Windows is pretty good about making EVERYTHING accessible from the keyboard, and many things are also accessible from the command line. If you just avoid graphical interfaces wherever possible, and if you're anything like me, you'll see your productivity levels soar and your frustration levels plummet.


One of the big pain points coming from *NIX is the lack of a 'real' package manager.

I use the winget tool that comes bundled with Windows 11. It's officially supported by Microsoft and lets me install most if not all of the commercial apps I use.

It has the further advantage that it will write a JSON blob with all the packages you have installed, so you can get your software up to snuff with a single Powershell invocation.
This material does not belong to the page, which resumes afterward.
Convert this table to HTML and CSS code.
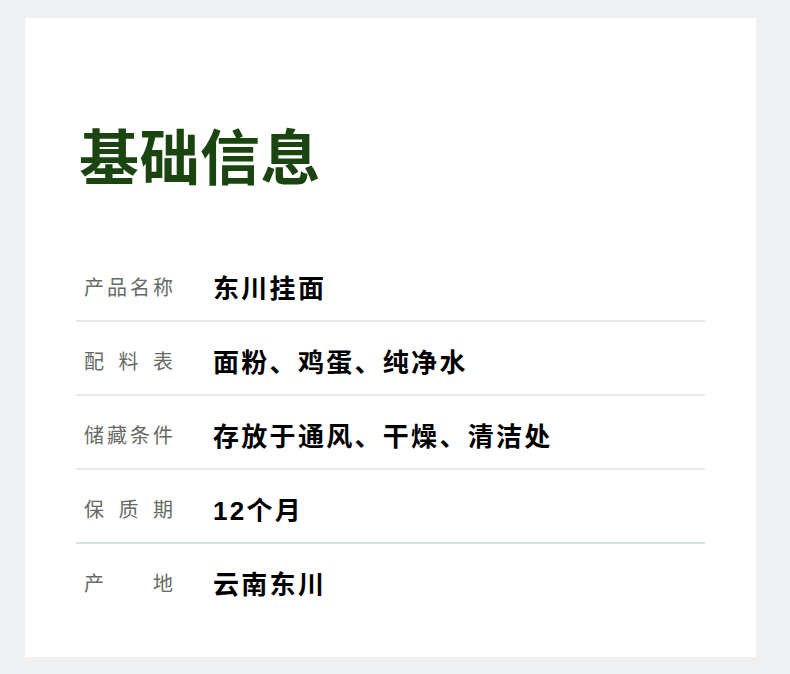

But there are other popular options as well, namely Scoop and Chocolatey.

To be honest I wish MSFT had worked a bit harder to maintain compatibility with these other projects so we don't have multiple separate package namespaces. Can't have everything I guess.

Where Do I Put?

One of the things I continue to struggle with is the simple expedient of "Where do I PUT things?". On UNIX based systems, pretty much everything user or configuration related lives in $HOME. Not so on Windows.

As just an example, my Neovim configuration lives in something like $HOME\AppData\Local\nvim.

In some respects, I get it. Keeping application configuration separate is a good thing, but navigating where to put what can feel like a bit of a morass for the uninitiated.

Maybe once I get a better understanding of the lay of the land, I can create a cheat sheet for UNIX users.


That's all I have for now, but I may update this post as time permits or if various situations I detail here improve. Thanks for reading!